Front-end source files =>
# # #
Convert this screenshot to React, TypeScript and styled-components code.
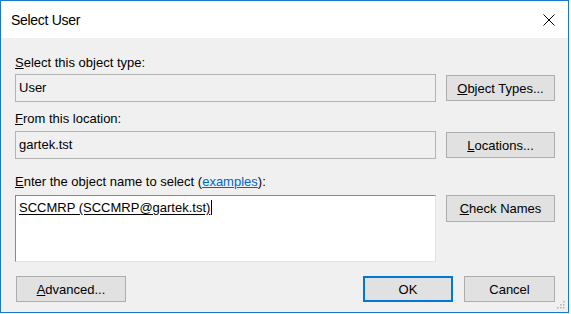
import React from "react";
import styled, { createGlobalStyle } from "styled-components";

const Global = createGlobalStyle`
  html, body { margin: 0; padding: 0; background: #ffffff; }
  body { font-family: "Liberation Sans", Arial, sans-serif; }
  * { box-sizing: border-box; }
`;

const Window = styled.div`
  position: relative;
  width: 569px;
  height: 313px;
  border: 1px solid #1979ca;
  display: flex;
  flex-direction: column;
  background: #f0f0f0;
`;

const TitleBar = styled.div`
  height: 37px;
  background: #ffffff;
  display: flex;
  align-items: center;
  padding-left: 10px;
`;

const Title = styled.div`
  flex: 1;
  font-size: 14px;
  letter-spacing: -0.3px;
  color: #000;
`;

const CloseButton = styled.div`
  width: 38px;
  height: 37px;
  display: flex;
  align-items: center;
  justify-content: center;
`;

const Body = styled.div`
  flex: 1;
  display: flex;
  flex-direction: column;
  padding: 17px 13px 0 14px;
  font-size: 13px;
  color: #000;
`;

const Label = styled.div<{ $top: number }>`
  height: 16px;
  line-height: 16px;
  margin-top: ${(p) => p.$top}px;
  white-space: nowrap;
`;

const Row = styled.div<{ $top: number; $align?: string }>`
  display: flex;
  gap: 10px;
  align-items: ${(p) => p.$align || "center"};
  margin-top: ${(p) => p.$top}px;
`;

const ReadOnlyField = styled.div`
  width: 421px;
  height: 28px;
  border: 1px solid #b4b4b4;
  background: #f0f0f0;
  padding: 5px 3px 0;
  line-height: 16px;
  white-space: nowrap;
`;

const NamesBox = styled.div`
  width: 421px;
  height: 67px;
  background: #ffffff;
  border-top: 1px solid #8a8a8a;
  border-left: 1px solid #8a8a8a;
  border-right: 1px solid #e3e3e3;
  border-bottom: 1px solid #e3e3e3;
  padding: 4px 3px 0;
  line-height: 16px;
  white-space: nowrap;
`;

const ResolvedName = styled.span`
  text-decoration: underline;
  text-underline-offset: 2px;
  border-right: 1px solid #000;
  padding-right: 1px;
`;

const Button = styled.button<{ $width: number; $default?: boolean; $height?: number }>`
  width: ${(p) => p.$width}px;
  height: ${(p) => p.$height || 26}px;
  flex: none;
  background: #e1e1e1;
  border: ${(p) => (p.$default ? "2px solid #0078d7" : "1px solid #adadad")};
  font-family: "Liberation Sans", Arial, sans-serif;
  font-size: 13px;
  color: #000;
  padding: 0;
  margin: 0;
  display: flex;
  align-items: center;
  justify-content: center;
`;

const Link = styled.span`
  color: #0066cc;
  text-decoration: underline;
`;

const Footer = styled.div`
  display: flex;
  align-items: center;
  margin-top: 14px;
  padding-left: 1px;
`;

const Spacer = styled.div`
  flex: 1;
`;

const FooterButtons = styled.div`
  display: flex;
  gap: 11px;
`;

const Grip = styled.svg`
  position: absolute;
  right: 3px;
  bottom: 3px;
`;

export default function App() {
  return (
    <>
      <Global />
      <Window>
        <TitleBar>
          <Title>Select User</Title>
          <CloseButton>
            <svg width="12" height="12" viewBox="0 0 12 12">
              <path d="M0.5 0.5 L11.5 11.5 M11.5 0.5 L0.5 11.5" stroke="#000" strokeWidth="1" fill="none" />
            </svg>
          </CloseButton>
        </TitleBar>
        <Body>
          <Label $top={0}>
            <u>S</u>elect this object type:
          </Label>
          <Row $top={3}>
            <ReadOnlyField>User</ReadOnlyField>
            <Button $width={109}>
              <span>
                <u>O</u>bject Types...
              </span>
            </Button>
          </Row>
          <Label $top={9}>
            <u>F</u>rom this location:
          </Label>
          <Row $top={4}>
            <ReadOnlyField>gartek.tst</ReadOnlyField>
            <Button $width={109}>
              <span>
                <u>L</u>ocations...
              </span>
            </Button>
          </Row>
          <Label $top={15}>
            <u>E</u>nter the object name to select (<Link>examples</Link>):
          </Label>
          <Row $top={5} $align="flex-start">
            <NamesBox>
              <ResolvedName>SCCMRP (SCCMRP@gartek.tst)</ResolvedName>
            </NamesBox>
            <Button $width={109} $height={27}>
              <span>
                <u>C</u>heck Names
              </span>
            </Button>
          </Row>
          <Footer>
            <Button $width={110}>
              <span>
                <u>A</u>dvanced...
              </span>
            </Button>
            <Spacer />
            <FooterButtons>
              <Button $width={90} $default>
                OK
              </Button>
              <Button $width={91}>Cancel</Button>
            </FooterButtons>
          </Footer>
        </Body>
        <Grip width="8" height="8" viewBox="0 0 8 8">
          <rect x="6" y="0" width="1.5" height="1.5" fill="#b0b0b0" />
          <rect x="3" y="3" width="1.5" height="1.5" fill="#b0b0b0" />
          <rect x="6" y="3" width="1.5" height="1.5" fill="#b0b0b0" />
          <rect x="0" y="6" width="1.5" height="1.5" fill="#b0b0b0" />
          <rect x="3" y="6" width="1.5" height="1.5" fill="#b0b0b0" />
          <rect x="6" y="6" width="1.5" height="1.5" fill="#b0b0b0" />
        </Grip>
      </Window>
    </>
  );
}
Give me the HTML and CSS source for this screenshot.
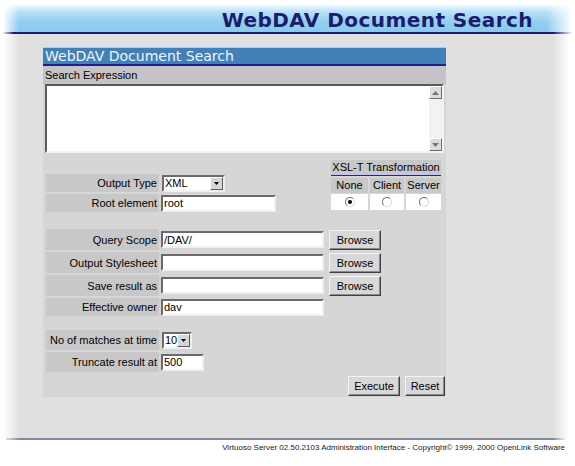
# # #
Exercise details =>
Copy out all of the material exactly as written, without its pictures.

Written reply =>
Convert this screenshot to React, TypeScript and styled-components code.
import React from "react";
import styled, { createGlobalStyle } from "styled-components";

const Global = createGlobalStyle`
  html, body { margin: 0; padding: 0; background: #ffffff; }
  body { font-family: "Liberation Sans", Arial, sans-serif; }
  * { box-sizing: border-box; }
`;

const Window = styled.div`
  position: relative;
  width: 569px;
  height: 313px;
  border: 1px solid #1979ca;
  display: flex;
  flex-direction: column;
  background: #f0f0f0;
`;

const TitleBar = styled.div`
  height: 37px;
  background: #ffffff;
  display: flex;
  align-items: center;
  padding-left: 10px;
`;

const Title = styled.div`
  flex: 1;
  font-size: 14px;
  letter-spacing: -0.3px;
  color: #000;
`;

const CloseButton = styled.div`
  width: 38px;
  height: 37px;
  display: flex;
  align-items: center;
  justify-content: center;
`;

const Body = styled.div`
  flex: 1;
  display: flex;
  flex-direction: column;
  padding: 17px 13px 0 14px;
  font-size: 13px;
  color: #000;
`;

const Label = styled.div<{ $top: number }>`
  height: 16px;
  line-height: 16px;
  margin-top: ${(p) => p.$top}px;
  white-space: nowrap;
`;

const Row = styled.div<{ $top: number; $align?: string }>`
  display: flex;
  gap: 10px;
  align-items: ${(p) => p.$align || "center"};
  margin-top: ${(p) => p.$top}px;
`;

const ReadOnlyField = styled.div`
  width: 421px;
  height: 28px;
  border: 1px solid #b4b4b4;
  background: #f0f0f0;
  padding: 5px 3px 0;
  line-height: 16px;
  white-space: nowrap;
`;

const NamesBox = styled.div`
  width: 421px;
  height: 67px;
  background: #ffffff;
  border-top: 1px solid #8a8a8a;
  border-left: 1px solid #8a8a8a;
  border-right: 1px solid #e3e3e3;
  border-bottom: 1px solid #e3e3e3;
  padding: 4px 3px 0;
  line-height: 16px;
  white-space: nowrap;
`;

const ResolvedName = styled.span`
  text-decoration: underline;
  text-underline-offset: 2px;
  border-right: 1px solid #000;
  padding-right: 1px;
`;

const Button = styled.button<{ $width: number; $default?: boolean; $height?: number }>`
  width: ${(p) => p.$width}px;
  height: ${(p) => p.$height || 26}px;
  flex: none;
  background: #e1e1e1;
  border: ${(p) => (p.$default ? "2px solid #0078d7" : "1px solid #adadad")};
  font-family: "Liberation Sans", Arial, sans-serif;
  font-size: 13px;
  color: #000;
  padding: 0;
  margin: 0;
  display: flex;
  align-items: center;
  justify-content: center;
`;

const Link = styled.span`
  color: #0066cc;
  text-decoration: underline;
`;

const Footer = styled.div`
  display: flex;
  align-items: center;
  margin-top: 14px;
  padding-left: 1px;
`;

const Spacer = styled.div`
  flex: 1;
`;

const FooterButtons = styled.div`
  display: flex;
  gap: 11px;
`;

const Grip = styled.svg`
  position: absolute;
  right: 3px;
  bottom: 3px;
`;

export default function App() {
  return (
    <>
      <Global />
      <Window>
        <TitleBar>
          <Title>Select User</Title>
          <CloseButton>
            <svg width="12" height="12" viewBox="0 0 12 12">
              <path d="M0.5 0.5 L11.5 11.5 M11.5 0.5 L0.5 11.5" stroke="#000" strokeWidth="1" fill="none" />
            </svg>
          </CloseButton>
        </TitleBar>
        <Body>
          <Label $top={0}>
            <u>S</u>elect this object type:
          </Label>
          <Row $top={3}>
            <ReadOnlyField>User</ReadOnlyField>
            <Button $width={109}>
              <span>
                <u>O</u>bject Types...
              </span>
            </Button>
          </Row>
          <Label $top={9}>
            <u>F</u>rom this location:
          </Label>
          <Row $top={4}>
            <ReadOnlyField>gartek.tst</ReadOnlyField>
            <Button $width={109}>
              <span>
                <u>L</u>ocations...
              </span>
            </Button>
          </Row>
          <Label $top={15}>
            <u>E</u>nter the object name to select (<Link>examples</Link>):
          </Label>
          <Row $top={5} $align="flex-start">
            <NamesBox>
              <ResolvedName>SCCMRP (SCCMRP@gartek.tst)</ResolvedName>
            </NamesBox>
            <Button $width={109} $height={27}>
              <span>
                <u>C</u>heck Names
              </span>
            </Button>
          </Row>
          <Footer>
            <Button $width={110}>
              <span>
                <u>A</u>dvanced...
              </span>
            </Button>
            <Spacer />
            <FooterButtons>
              <Button $width={90} $default>
                OK
              </Button>
              <Button $width={91}>Cancel</Button>
            </FooterButtons>
          </Footer>
        </Body>
        <Grip width="8" height="8" viewBox="0 0 8 8">
          <rect x="6" y="0" width="1.5" height="1.5" fill="#b0b0b0" />
          <rect x="3" y="3" width="1.5" height="1.5" fill="#b0b0b0" />
          <rect x="6" y="3" width="1.5" height="1.5" fill="#b0b0b0" />
          <rect x="0" y="6" width="1.5" height="1.5" fill="#b0b0b0" />
          <rect x="3" y="6" width="1.5" height="1.5" fill="#b0b0b0" />
          <rect x="6" y="6" width="1.5" height="1.5" fill="#b0b0b0" />
        </Grip>
      </Window>
    </>
  );
}
Give me the HTML and CSS source for this screenshot.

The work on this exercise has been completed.